Every interviewer I met with answered my question: “What do you like best about working here” with: “Hands down… the People”. It’s why it took 8 weeks, six interviews and a two day design test project to narrow it down. They only hire the best of the best and I am so proud to be a part of a forward-thinking and innovative group of people who will continue to inspire me to raise the bar in everything I do. I hate to sound so cliche, but everything does happen for a reason, and some doors need to close before others can open. I know that what is waiting for me on the other side of this door will lead me to the greatest adventures of my life.
I cannot wait to see what happens next!
I’ve had numerous things in life that I’ve wanted very very badly.
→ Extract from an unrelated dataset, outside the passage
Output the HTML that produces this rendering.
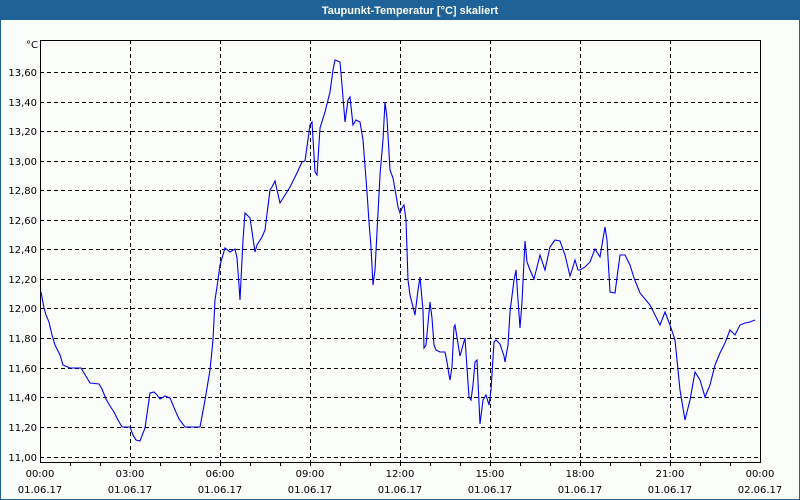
<!DOCTYPE html>
<html><head><meta charset="utf-8"><style>
html,body{margin:0;padding:0;}
body{width:800px;height:500px;overflow:hidden;background:#fbfdfb;font-family:"DejaVu Sans","Liberation Sans",sans-serif;}
</style></head><body>
<svg width="800" height="500" xmlns="http://www.w3.org/2000/svg" style="display:block">
<rect x="0" y="0" width="800" height="500" fill="#fbfdfb"/>
<rect x="0.5" y="0.5" width="799" height="499" fill="none" stroke="#1e6297" stroke-width="1"/>
<rect x="0" y="0" width="800" height="20" fill="#1e6297"/>
<text x="410" y="14" fill="#fff" font-size="11" font-weight="bold" text-anchor="middle" font-family="Liberation Sans, sans-serif">Taupunkt-Temperatur [°C] skaliert</text>
<g stroke="#000" stroke-width="1" stroke-dasharray="4,3" fill="none">
<path d="M40 72.5H760M40 102.5H760M40 131.5H760M40 161.5H760M40 190.5H760M40 220.5H760M40 249.5H760M40 279.5H760M40 308.5H760M40 338.5H760M40 368.5H760M40 397.5H760M40 427.5H760M40 457.5H760"/>
<path d="M130.5 40V462M220.5 40V462M310.5 40V462M400.5 40V462M490.5 40V462M580.5 40V462M670.5 40V462"/>
</g>
<path d="M40.5 40.5H760.5V462.5H40.5Z" fill="none" stroke="#000" stroke-width="1"/>
<path stroke="#000" stroke-width="1" d="M70.5 462v4M100.5 462v4M130.5 462v4M160.5 462v4M190.5 462v4M220.5 462v4M250.5 462v4M280.5 462v4M310.5 462v4M340.5 462v4M370.5 462v4M400.5 462v4M430.5 462v4M460.5 462v4M490.5 462v4M520.5 462v4M550.5 462v4M580.5 462v4M610.5 462v4M640.5 462v4M670.5 462v4M700.5 462v4M730.5 462v4"/>
<g font-size="10" fill="#000" text-anchor="end">
<text x="38" y="48">°C</text>
<text x="37" y="76">13,60</text><text x="37" y="106">13,40</text><text x="37" y="135">13,20</text><text x="37" y="165">13,00</text><text x="37" y="194">12,80</text><text x="37" y="224">12,60</text><text x="37" y="253">12,40</text><text x="37" y="283">12,20</text><text x="37" y="312">12,00</text><text x="37" y="342">11,80</text><text x="37" y="372">11,60</text><text x="37" y="401">11,40</text><text x="37" y="431">11,20</text><text x="37" y="461">11,00</text>
</g>
<g font-size="10" fill="#000" text-anchor="middle">
<text x="40" y="477">00:00</text><text x="130" y="477">03:00</text><text x="220" y="477">06:00</text><text x="310" y="477">09:00</text><text x="400" y="477">12:00</text><text x="490" y="477">15:00</text><text x="580" y="477">18:00</text><text x="670" y="477">21:00</text><text x="760" y="477">00:00</text>
<text x="40" y="493">01.06.17</text><text x="130" y="493">01.06.17</text><text x="220" y="493">01.06.17</text><text x="310" y="493">01.06.17</text><text x="400" y="493">01.06.17</text><text x="490" y="493">01.06.17</text><text x="580" y="493">01.06.17</text><text x="670" y="493">01.06.17</text><text x="760" y="493">02.06.17</text>
</g>
<polyline fill="none" stroke="#0000ee" stroke-width="1.1" points="41,292 44,308 46,315 49,322 52,335 55,345 58,351 60,355 63,365 70,368 81,368 84,373 90,383 99,384 102,389 106,399 110,406 114,412 118,420 122,427 130,427 133,435 136,440 140,441 145,428 150,393 154,392 157,395 160,399 165,396 170,398 175,410 179,419 185,427 200,427 205,400 210,370 213,340 215,300 218,280 220,265 225,248 230,252 235,249 237,258 239,285 240,300 243,240 245,213 250,218 255,252 257,245 262,237 265,230 270,190 272,187 275,181 280,203 285,195 290,187 296,175 302,162 305,161 310,125 312,122 315,172 317,175 320,128 325,112 330,92 333,70 335,60 340,62 342,85 345,122 348,100 350,97 353,125 356,120 360,122 363,140 367,192 369,222 371,247 373,285 375,270 377,232 380,175 383,140 385,102 387,118 390,170 393,178 396,195 398,207 400,213 402,208 404,205 406,220 408,280 410,295 413,307 415,315 418,290 420,277 423,310 424,348 426,345 430,302 432,318 434,345 436,350 440,352 445,352 447,362 449,375 450,380 452,367 454,327 455,325 460,356 463,345 465,338 467,368 469,397 471,400 473,385 475,362 477,360 480,424 483,400 486,395 489,405 491,390 494,342 496,340 500,344 504,356 505,362 508,345 510,312 514,280 516,270 518,300 520,328 522,302 525,241 527,262 530,270 534,279 537,267 540,255 545,270 550,247 555,240 560,241 565,255 570,276 572,270 575,260 578,270 580,270 585,267 590,262 595,249 600,257 605,227 607,240 610,292 615,293 618,270 620,255 625,255 630,265 634,278 640,293 650,305 655,315 660,325 665,312 670,325 675,340 680,390 685,420 690,400 695,372 700,380 705,397 710,385 715,365 720,353 725,343 730,330 735,335 740,325 745,323 750,322 755,320"/>
</svg>
</body></html>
Things that I knew would change my life. Waiting in the space of the unknown is tough. I know that even when things don’t go the way you plan, they end up working out the way they were supposed to anyway. I have enough perspective and positive outlook to know that for sure. Each time something wonderful and amazing happens, I am reminded again of the power of God’s Grace. THIS is how he works and moves in our lives. Opportunities present themselves to us, and we are guided in the right direction by the whisper of His strength and encouragement. By the desire and ambition He puts in our hearts.
So here I am on the brink of a life-changing opportunity. Holding my breath. Praying gratefulness for the opportunity this far and for the strength to accept it if it is not meant to be. One thing I know though… the bar has been raised.